Suppose ${\displaystyle H}$ is a permutably complemented subgroup of ${\displaystyle G}$: in other words, there exists a subgroup ${\displaystyle K\leq G}$ such that ${\displaystyle H\cap K}$ is trivial and ${\displaystyle HK=G}$. Then, if ${\displaystyle H\leq L\leq G}$, ${\displaystyle H}$ is a permutably complemented subgroup of ${\displaystyle L}$. In fact, the subgroup ${\displaystyle K\cap L}$ is a permutable complement to ${\displaystyle H}$ in ${\displaystyle L}$.

Facts used

1. Modular property of groups: This states that if ${\displaystyle H,K,L\leq G}$, and ${\displaystyle H\leq L}$, we have:

${\displaystyle H(K\cap L)=HK\cap L}$.

Proof

Given: ${\displaystyle H,K\leq G}$, ${\displaystyle HK=G}$ and ${\displaystyle H\cap K}$ is trivial. ${\displaystyle H\leq L\leq G}$.

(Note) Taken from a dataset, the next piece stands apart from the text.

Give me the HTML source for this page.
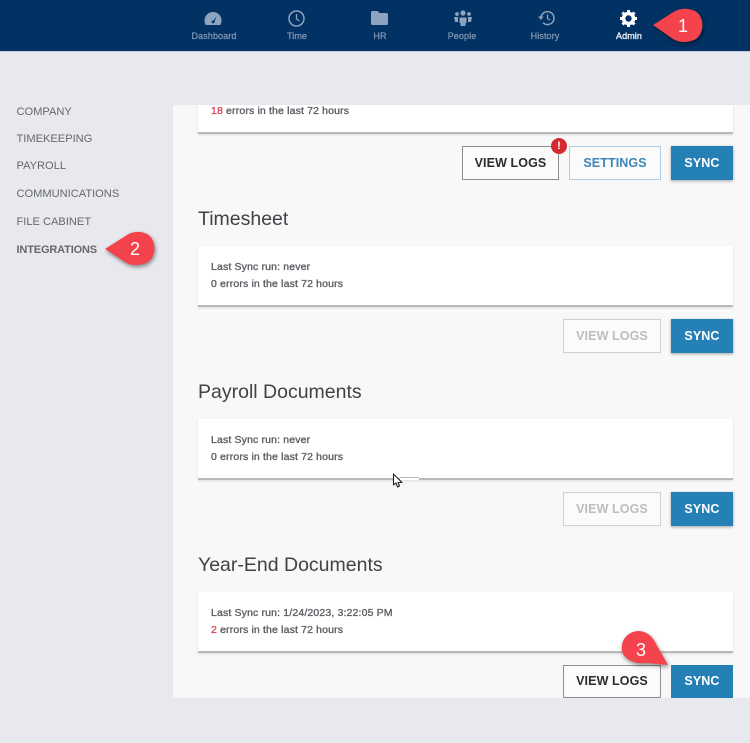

To prove: ${\displaystyle H\cap (K\cap L)}$ is trivial and ${\displaystyle H(K\cap L)=L}$.

Proof: Since ${\displaystyle H\cap K}$ is trivial, ${\displaystyle H\cap (K\cap L)}$ is also trivial. As for the second part, observe that by fact (1):

${\displaystyle H(K\cap L)=HK\cap L=G\cap L=L}$

as required.